On this day in 2004, the actor Christopher Reeve, who became famous for his starring role in four Superman films, dies from heart failure at the age of 52 at a hospital near his home in Westchester County, New York. Reeve, who was paralyzed in a 1995 horse-riding accident, was a leading advocate for spinal cord research.
Christopher Reeve was born on September 25, 1952, in New York City, and graduated from Cornell University and the Juilliard School. He made his Broadway debut in 1976 in A Matter of Gravity, starring Katharine Hepburn. The 6’4” actor shot to fame in 1978 when he was selected over some 200 other actors for the lead in Superman. Although he would play the action hero in three more films, Reeve was determined to “escape the cape” and avoid being typecast. As a result, he took on a variety of stage and screen roles. His film credits included Somewhere in Time (1980), Deathtrap (1983), The Remains of the Day (1993) and Village of the Damned (1995).

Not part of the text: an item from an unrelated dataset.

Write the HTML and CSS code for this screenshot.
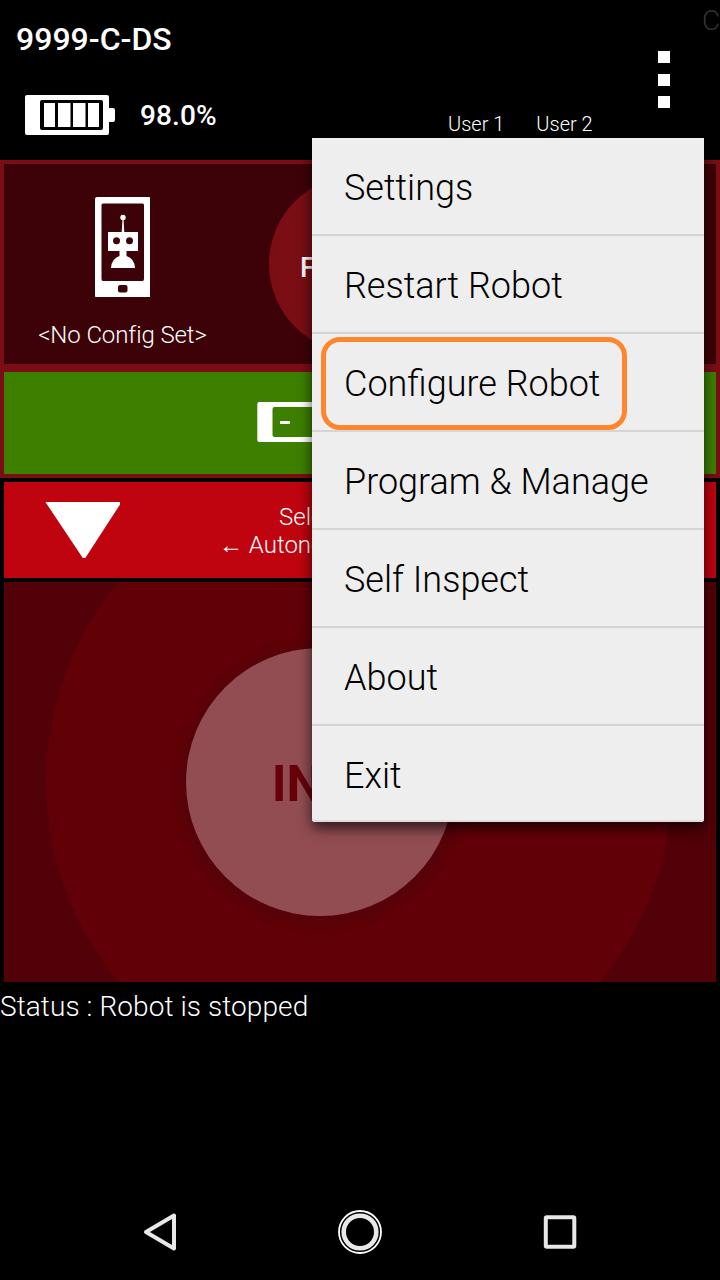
FILE: index.html
```html
<!DOCTYPE html>
<html lang="en">
<head>
<meta charset="utf-8">
<title>Driver Station</title>
<link rel="stylesheet" href="styles.css">
</head>
<body>
<div class="screen">
  <header class="header">
    <div class="identity">
      <div class="device-name">9999-C-DS</div>
      <div class="battery">
        <svg width="90" height="40" viewBox="0 0 90 40">
          <path fill="#fff" d="M2 0H82Q84 0 84 2V13H88Q90 13 90 15V25Q90 27 88 27H84V38Q84 40 82 40H2Q0 40 0 38V2Q0 0 2 0Z"/>
          <rect x="15" y="5" width="63" height="30" rx="2" fill="#000"/>
          <path fill="#fff" d="M19 8H30V32H19ZM33 8H45.500V32H33ZM48 8H60.500V32H48ZM63 8H74V32H63Z"/>
        </svg>
        <span class="battery-level">98.0%</span>
      </div>
    </div>
    <div class="users"><span>User 1</span><span>User 2</span></div>
    <div class="overflow-column">
      <span class="cut-label">C</span>
      <div class="overflow-button"><i></i><i></i><i></i></div>
    </div>
  </header>
  <section class="info-panel">
    <div class="config-row">
      <div class="config">
        <svg width="56" height="100" viewBox="0 0 56 100">
          <path fill="#fff" fill-rule="evenodd" d="M2 0H54Q55 0 55 1V100H1Q0 100 0 99V2Q0 0 2 0ZM8 6.500Q6.500 6.500 6.500 8V82Q6.500 84 8 84H47.500Q49 84 49 82V8Q49 6.500 47.500 6.500Z"/>
          <rect x="23" y="88" width="9.500" height="7.500" rx="2" fill="#3d0207"/>
          <circle cx="28" cy="20.500" r="2.700" fill="#fff"/>
          <path fill="#fff" d="M27.600 20H28.400L29.300 35H43V54H31.500V59Q39.500 61.500 40 71H16Q16.500 61.500 24.500 59V54H13V35H26.700Z"/>
          <circle cx="21.500" cy="43.700" r="3.500" fill="#3d0207"/><circle cx="34.500" cy="43.700" r="3.500" fill="#3d0207"/>
        </svg>
        <span class="config-name">&lt;No Config Set&gt;</span>
      </div>
      <div class="round-label">F</div>
    </div>
    <div class="robot-battery">
      <svg width="90" height="40" viewBox="0 0 90 40">
        <rect x=".3" width="84" height="40" rx="2" fill="#fff"/>
        <rect x="15.500" y="5" width="63" height="30" rx="2" fill="#3d8000"/>
        <rect x="23" y="19" width="10" height="3" fill="#fff"/>
      </svg>
    </div>
  </section>
  <section class="opmode-bar">
    <svg width="76" height="57" viewBox="0 0 76 57"><path fill="#fff" d="M.4 0H75V2.500L40.300 56H37.800Z"/></svg>
    <div class="opmode-text"><span class="select-label">Select Op Mode</span><span>← Autonomous</span></div>
  </section>
  <section class="run-area">
    <div class="outer-ring"><div class="init-button">INIT</div></div>
  </section>
  <div class="status">Status : Robot is stopped</div>
  <nav class="nav-bar">
    <svg width="40" height="44" viewBox="0 0 40 44"><path d="M34 5.500V38.500L6 22Z" fill="none" stroke="#e8e8e8" stroke-width="4" stroke-linejoin="round"/></svg>
    <svg width="44" height="44" viewBox="0 0 44 44" fill="none"><circle cx="22" cy="22" r="21" stroke="#fff" stroke-width="1.800"/><circle cx="22" cy="22" r="16.300" stroke="#e8e8e8" stroke-width="4.600"/></svg>
    <svg width="40" height="44" viewBox="0 0 40 44"><rect x="5.800" y="7.300" width="28.500" height="29.500" rx="1" fill="none" stroke="#e8e8e8" stroke-width="4"/></svg>
  </nav>
  <div class="menu">
    <div class="menu-item"><span>Settings</span></div>
    <div class="menu-item"><span>Restart Robot</span></div>
    <div class="menu-item"><span>Configure Robot</span><b class="highlight"></b></div>
    <div class="menu-item"><span>Program &amp; Manage</span></div>
    <div class="menu-item"><span>Self Inspect</span></div>
    <div class="menu-item"><span>About</span></div>
    <div class="menu-item"><span>Exit</span></div>
  </div>
</div>
</body>
</html>
```
FILE: styles.css
```css
* { box-sizing: border-box; }
body { margin: 0; background: #000; }
svg { display: block; flex: none; }
.screen {
  position: relative;
  width: 720px;
  height: 1280px;
  overflow: hidden;
  background: #000;
  color: #fff;
  font-family: Roboto, "Liberation Sans", sans-serif;
  font-weight: 300;
  display: flex;
  flex-direction: column;
}
.header { display: flex; height: 160px; flex: none; }
.identity { width: 448px; padding-top: 19px; }
.device-name { padding-left: 16px; font-size: 32px; line-height: 40px; font-weight: 500; }
.battery { display: flex; align-items: center; gap: 25px; height: 40px; margin-top: 36px; padding-left: 25px; }
.battery-level { padding-top: 2px; font-size: 28px; line-height: 40px; font-weight: 500; letter-spacing: .1px; }
.users { display: flex; gap: 32px; width: 210px; padding-top: 112px; font-size: 20px; line-height: 24px; white-space: nowrap; }
.overflow-column { width: 62px; overflow: hidden; }
.cut-label { display: block; padding: 4px 0 0 44px; font-size: 28px; line-height: 34px; color: #333; }
.overflow-button { display: flex; flex-direction: column; gap: 10.500px; padding: 13px 0 0; }
.overflow-button i { width: 12px; height: 12px; background: #fff; }
.info-panel {
  flex: none;
  height: 318px;
  border: 4px solid #7a0e14;
  background: #7a0e14;
  display: flex;
  flex-direction: column;
  gap: 8px;
}
.config-row { display: flex; align-items: center; height: 200px; background: #3d0207; }
.config { width: 265px; height: 200px; display: flex; flex-direction: column; align-items: center; padding: 33px 28px 0 0; }
.config-name { margin-top: 23px; font-size: 24px; line-height: 30px; letter-spacing: -.1px; }
.round-label {
  width: 178px;
  height: 178px;
  border-radius: 50%;
  background: #7a0e14;
  padding: 4px 0 0 31px;
  font-size: 28px;
  font-weight: 500;
  line-height: 178px;
}
.robot-battery { height: 102px; background: #3d8000; padding: 30px 0 0 253px; }
.opmode-bar { flex: none; display: flex; height: 96px; margin: 4px 4px 0; padding: 20px 0 0 41px; background: #bf040f; }
.opmode-text { display: flex; flex-direction: column; margin: 1px 0 0 98px; font-size: 24px; line-height: 28px; white-space: nowrap; }
.select-label { padding-left: 60px; }
.run-area { flex: none; height: 400px; margin: 4px 4px 0; background: #510107; overflow: hidden; }
.outer-ring { width: 626px; height: 626px; margin: -113px 0 0 42px; padding: 179px 0 0 140px; border-radius: 50%; background: #620007; }
.init-button {
  width: 268px;
  height: 268px;
  border-radius: 50%;
  background: #924d52;
  box-shadow: 0 2px 9px 9px rgba(75, 6, 12, .5);
  color: #68000a;
  font-size: 50.500px;
  font-weight: 700;
  line-height: 272px;
  text-align: center;
  text-indent: -1px;
}
.status { height: 50px; flex: none; font-size: 28px; line-height: 50px; letter-spacing: .08px; }
.nav-bar { display: flex; justify-content: space-between; align-items: center; margin: 178px 140px 0; height: 44px; }
/* Overflow menu, drawn above the rest of the screen */
.menu {
  position: absolute;
  left: 312px;
  top: 138px;
  width: 392px;
  background: #eee;
  color: #000;
  border-radius: 0 0 3px 3px;
  box-shadow: 0 6px 14px rgba(0, 0, 0, .7), inset 0 -2px 0 #ddd;
}
.menu-item { position: relative; height: 98px; padding: 2px 32px 0; border-bottom: 2px solid #d5d5d5; font-size: 36px; line-height: 97px; }
.menu-item:last-child { height: 96px; border: 0; }
.highlight { position: absolute; left: 9px; top: 3px; width: 306px; height: 93px; border: 5px solid #ff862f; border-radius: 19px; }
```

On May 27, 1995, Reeve, a strong athlete and avid horseman, was left paralyzed from the neck down after being thrown from his horse and breaking his neck during an equestrian competition in Virginia. The actor then became a crusader for people with spinal cord injuries and also lobbied for government funding of embryonic stem-cell research. During a speech at the 1996 Academy Awards, Reeve urged the Hollywood community to make more movies about social issues. In addition to his fundraising and advocacy work, Reeve wrote two books about his life experiences and continued his acting career. In 1997, he made his directorial debut with HBO’s In the Gloaming, which was nominated for five Emmy Awards, and in 1999, he starred in a remake of Alfred Hitchcock’s classic thriller Rear Window. In 2004, Reeve directed A&E’s The Brooke Ellison Story, a movie based on a true story about the first quadriplegic to graduate from Harvard University.
In 2000, Reeve, who maintained an intensive physical therapy regime since the time of his accident, was able to move his index finger. He stated publicly that he was determined to walk again. In Reeve’s New York Times obituary, one of the doctors who treated him said: “Before [Reeve] there was really no hope. If you had a spinal cord injury like his there was not much that could be done, but he’s changed all that, he’s demonstrated that there is hope and that there are things that can be done.”